There have been posts here over the years about H/O's taking advantage of the fining process. One of them was were a violation fine was limited to $25.00 a month by the Declarations, the BOD couldn't raise enough votes to amend it and most H/O's were simply paying the $25.00 a month and not curing the violation. Another where there was no language about repeat offenses within a year. That one was about leaving trash cans out at the curb each week, the HOA would send a violation notice with an intent to fine - the H/O would remove the cans and next week it would start again, with the H/O claiming it was a new violation.

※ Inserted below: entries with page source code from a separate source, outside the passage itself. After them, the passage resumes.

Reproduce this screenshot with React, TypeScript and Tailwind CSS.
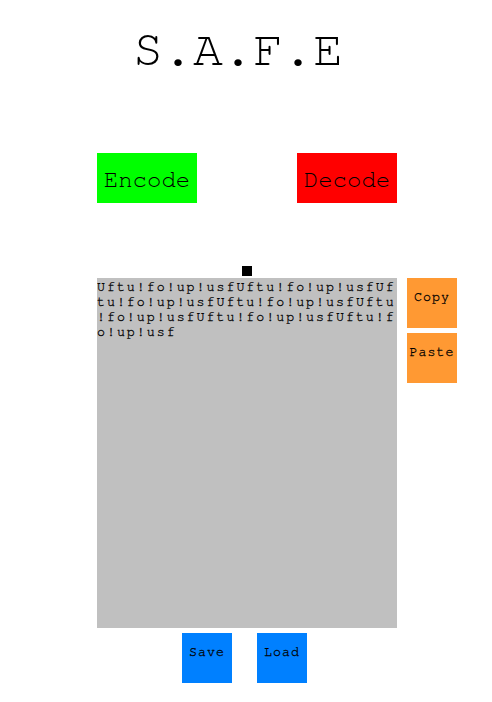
import React, { useState } from "react";

const App = () => {
  const [text, setText] = useState("Uftu!fo!up!usf".repeat(7));

  return (
    <div className="w-[492px] h-[702px] bg-white text-black font-['FreeMono',monospace]">
      {/* Title */}
      <h1 className="pt-[22px] pr-[16px] text-center text-[50px] leading-[56px] font-normal">
        S.A.F.E
      </h1>

      {/* Mode buttons */}
      <div className="mt-[75px] ml-[97px] w-[300px] flex justify-between">
        <button className="w-[100px] h-[50px] bg-[#00ff00] text-2xl pt-[3px]">Encode</button>
        <button className="w-[100px] h-[50px] bg-[#ff0000] text-2xl pt-[3px]">Decode</button>
      </div>

      {/* Editor */}
      <div className="mt-[63px] ml-[97px] flex gap-[10px]">
        <div className="w-[300px] flex flex-col items-center">
          <div className="w-[10px] h-[10px] bg-black mb-[2px]"></div>
          <textarea
            value={text}
            onChange={(e) => setText(e.target.value)}
            spellCheck={false}
            className="w-[300px] h-[350px] bg-[#c0c0c0] p-0 pt-[2px] resize-none outline-none font-['FreeMono',monospace] text-[13.3333px] leading-[15px] tracking-[1.96px] break-all [line-break:anywhere] text-black [-webkit-text-stroke:0.3px_black]"
          />
        </div>
        <div className="mt-[12px] flex flex-col gap-[5px]">
          <button className="w-[50px] h-[50px] bg-[#ff9933] text-[13.3333px] tracking-[1px] pb-[10px] [-webkit-text-stroke:0.3px_black]">Copy</button>
          <button className="w-[50px] h-[50px] bg-[#ff9933] text-[13.3333px] tracking-[1px] pb-[10px] [-webkit-text-stroke:0.3px_black]">Paste</button>
        </div>
      </div>

      {/* File buttons */}
      <div className="mt-[5px] ml-[182px] flex gap-[25px]">
        <button className="w-[50px] h-[50px] bg-[#0080ff] text-[13.3333px] tracking-[1px] pb-[10px] [-webkit-text-stroke:0.3px_black]">Save</button>
        <button className="w-[50px] h-[50px] bg-[#0080ff] text-[13.3333px] tracking-[1px] pb-[10px] [-webkit-text-stroke:0.3px_black]">Load</button>
      </div>
    </div>
  );
};

export default App;
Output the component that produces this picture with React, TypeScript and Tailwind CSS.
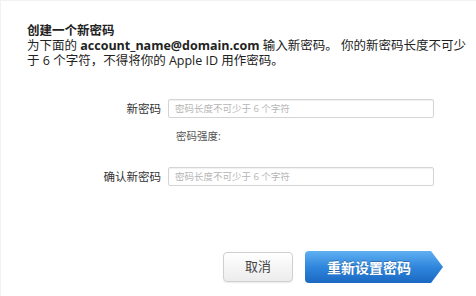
import React from "react";

const font = "font-['Open_Sans','Noto_Sans_CJK_SC',sans-serif]";

function Field({ label, className = "" }: { label: string; className?: string }) {
    return (
        <div className={`flex items-center ${className}`}>
            <label className="w-[160px] shrink-0 text-right text-[11.5px] text-[#333]">{label}</label>
            <input
                type="password"
                placeholder="密码长度不可少于 6 个字符"
                className="ml-[7px] h-[19px] w-[266px] rounded-[2px] border border-[#d4d4d4] bg-white px-[6px] text-[9.5px] shadow-[inset_0_1px_1px_rgba(0,0,0,0.06)] outline-none placeholder:text-[#b5b5b5]"
            />
        </div>
    );
}

export default function App() {
    return (
        <div className={`${font} h-[296px] w-[476px] overflow-hidden border-l border-t border-[#f2f2f2] bg-white text-[#222]`}>
            <div className="pl-[26px] pt-[22px] text-[12.5px] leading-[15px]">
                <div className="font-bold">创建一个新密码</div>
                <div className="whitespace-nowrap">
                    为下面的 <span className="font-bold">account_name@domain.com</span> 输入新密码。 你的新密码长度不可少
                </div>
                <div className="whitespace-nowrap">于 6 个字符，不得将你的 Apple ID 用作密码。</div>
            </div>

            <Field label="新密码" className="mt-[31px]" />
            <div className="ml-[175px] mt-[11px] text-[10.5px] leading-[14px] text-[#555]">密码强度:</div>
            <Field label="确认新密码" className="mt-[24px]" />

            <div className="mt-[65px] flex items-center pl-[222px]">
                <button className="h-[30px] w-[70px] rounded-[4px] border border-[#d0d0d0] bg-gradient-to-b from-white to-[#ececec] text-[13px] text-[#444] shadow-[0_1px_1px_rgba(0,0,0,0.08)]">
                    取消
                </button>
                <button className="ml-[12px] h-[32px] w-[138px] rounded-l-[4px] bg-gradient-to-b from-[#5fb0f2] via-[#2f86dc] to-[#1b68c2] pr-[10px] text-[14px] font-bold text-white [clip-path:polygon(0_0,calc(100%-12px)_0,100%_50%,calc(100%-12px)_100%,0_100%)] [text-shadow:0_-1px_0_rgba(0,0,0,0.25)]">
                    重新设置密码
                </button>
            </div>
        </div>
    );
}
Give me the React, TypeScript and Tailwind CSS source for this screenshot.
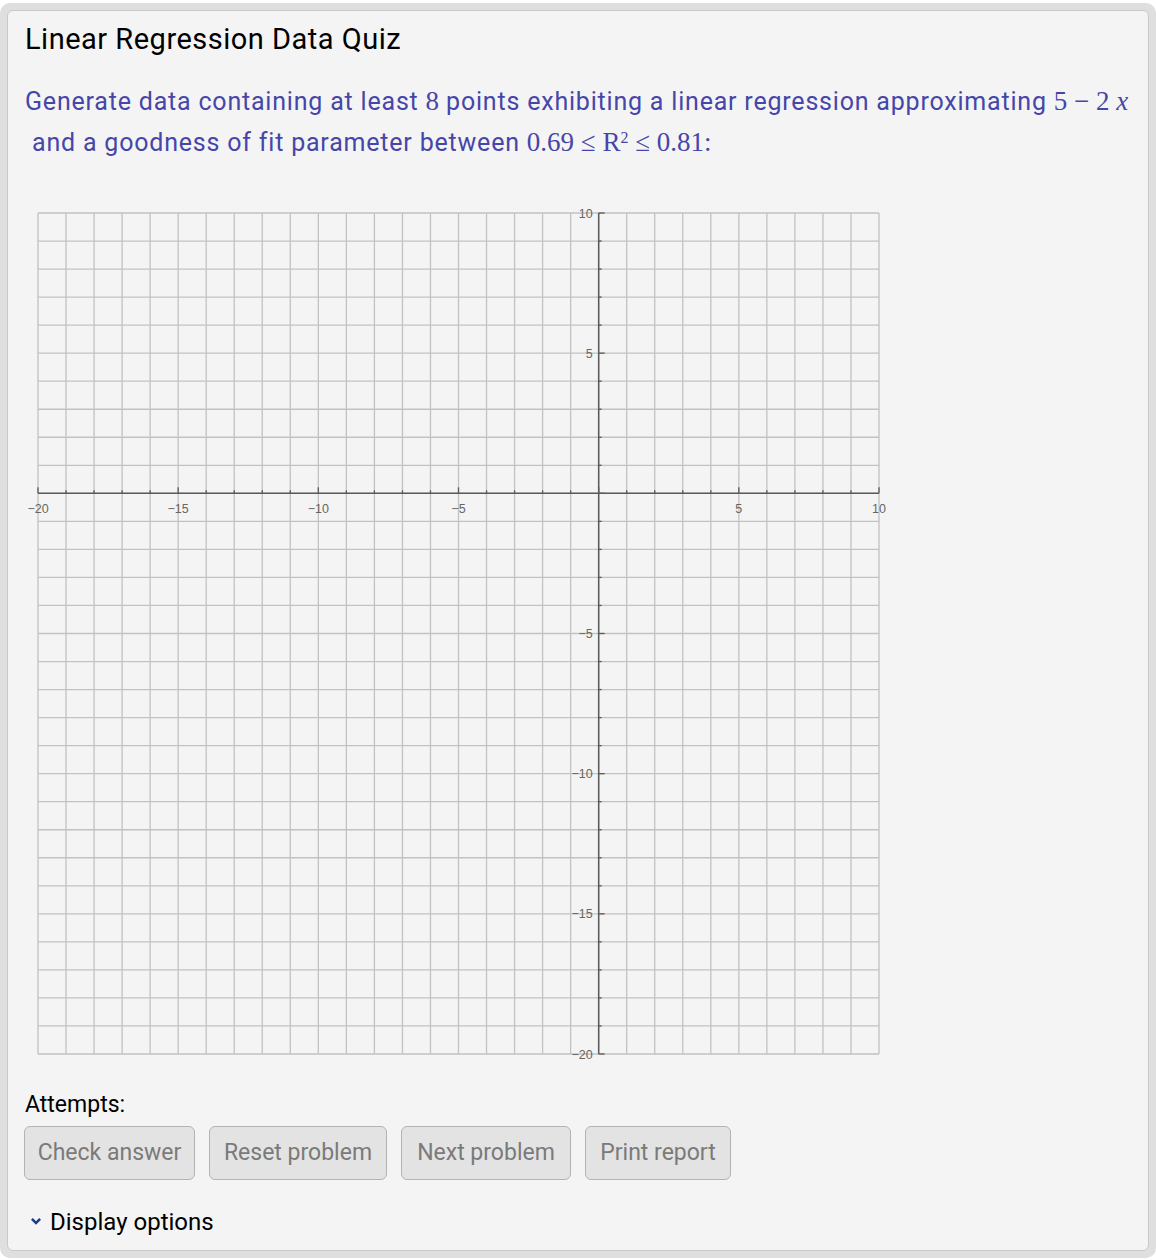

Studies show that 5 out of 4 people have problems with fractions
JanetB2 (Colorado)
Posts: 4,219
Posted:
Hi Rene:

I concur with Roger and Lisa.

Gary … welcome to HOAtalk … per your statement:
Quote:
Posted By GaryM6 on 06/29/2011 4:12 PM
Our HOA is still run by the developer who has recently amended the declaration that applies a $250,000 lien against such things as having a trailer in the driveway for more than 4 hours or having a fence more that six feet high. I can't believe such a thing would even be legal. I thought liens were a last resort for non-payment issues. Any ideas on this?

There potentially is supposed to be a “reasonable” aspect with regards to fines. If a court upheld this totally outrageous dollar amount … then heaven help our country and property owning citizens.

BruceF1 (Connecticut)
Posts: 2,535
Posted:
Quote:
Posted By GaryM6 on 06/29/2011 4:12 PM
Our HOA is still run by the developer who has recently amended the declaration that applies a $250,000 lien against such things as having a trailer in the driveway for more than 4 hours or having a fence more that six feet high. I can't believe such a thing would even be legal. I thought liens were a last resort for non-payment issues. Any ideas on this?

Gary,

You might want to check your state laws to see if the developer ammended the declaration legally. If the law was violated in amending the declaration, then the new provisions are unenforceable and would not stand up in court.

The HOA laws in every state are different (and sometimes almost non-existent), but, for example, here in CT the declarant (developer) is prohibited from making unilateral changes to the declaration (even while the HOA is still under declarant control) except in very limited circumstances. The actual language is complex due to all the cross references to other sections and subsections of the law, but it basically boils down to the declarant can only amend the declaration unilaterally to bring it into compliance with the law or in other ways that generally have no impact on existing homeowners. An amendment of the nature you described would require that the declarant obtain the agreement (vote) of 67% to 80% of the existing homeowners.

Consider it this way. The declaration (CCRs) is essentially a contract between the homeowners and the association (declarant, while under declarant control). One party to a contract can't unilaterally change the provisions of the contract after it has been agreed to and signed unless the other party agrees to the change. Many homeowners might not have purchased their homes if such a provision were in the declaration to begin with.

So, check your state laws. The developer may have amended the declaration illegally, and that provision might be unenforceable.
GaryM6 (Illinois)
Posts: 2
Posted:
Thanks for the input. One correction and that is the amount which is $250, but still a lien should not be the first and only penalty for such issues.